Como fortalecer os mecanismos da democracia para garantir maior participação popular nos processos políticos? O que seria essa democracia?
A democratização no Brasil, que aconteceu depois da ditadura, foi esse processo formal, de democracia liberal, mas sem democratizar a sociedade como um todo. É um problema agora também. É importante restabelecer a democracia formal, mas também democratizar as relações sociais, as relações econômicas, democratizar os meios de comunicação… Fazer a democracia não apenas como a democracia liberal.
Considerando que o PT é a “saída à esquerda” neste momento, setores à esquerda do PT fazem a crítica de que, desde que houve a possibilidade real de ganhar uma eleição, o PT apassivou o vocabulário em nome da governabilidade. Isso também não gerou descrédito do partido em relação aos trabalhadores?

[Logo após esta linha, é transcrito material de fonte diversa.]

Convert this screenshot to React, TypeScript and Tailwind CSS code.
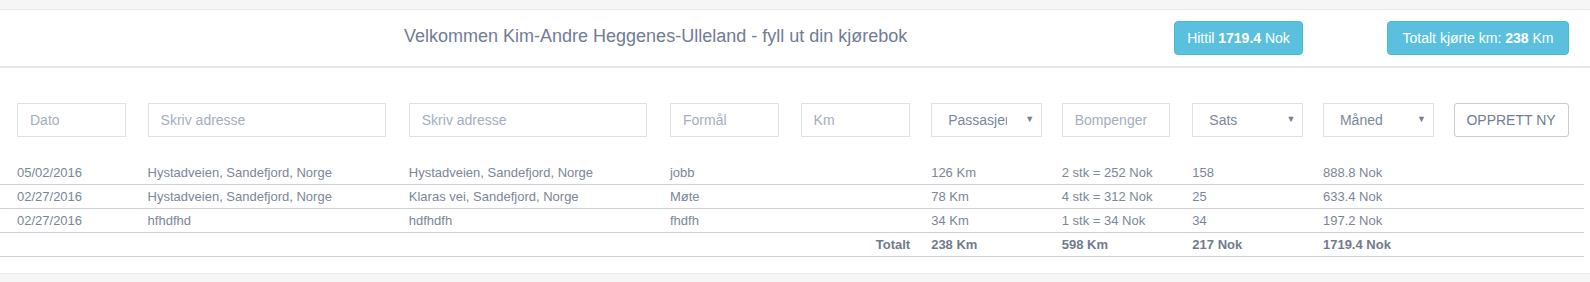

É preciso entender que houve uma grande virada no mundo, entre o fim do século passado e o começo deste, à direita. O desaparecimento da União Soviética levou o mundo à hegemonia do imperialismo americano. O capitalismo passou de um modelo industrial para um modelo especulativo, financeiro. O modelo hegemônico de política de Estado deixou de ser o modelo de bem-estar social, agora “o mercado é que se vire”. Isso foi um retrocesso descomunal para a esquerda. É difícil imaginar que vamos sair desse cenário direto para o socialismo. Não, o neoliberalismo é o modelo que mais se generalizou no mundo. Até na China há políticas de mercado. A luta da esquerda hoje, antes de tudo, é para derrotar o neoliberalismo, que é a forma que o capitalismo assumiu agora. Hoje ninguém fala de socialismo como realidade imediata. Mesmo a China bota mais para a frente. É um fenômeno negativo na correlação de forças.
A esquerda tem que descobrir como passar do antineoliberalismo para o anticapitalismo. Eu acho que a esfera pública é o embrião do anticapitalismo. Por isso, é importante universalizar os direitos. Então, quanto mais a esfera pública toma participação na vida social, mais você combate o modelo mercantil. Os governos progressistas da América Latina têm e tiveram alguma coisa disso, fortaleceram os direitos de todos. Houve pleno emprego no governo da Dilma. Mas hoje é isso que está colocado. Ser de esquerda hoje é ser antineoliberal.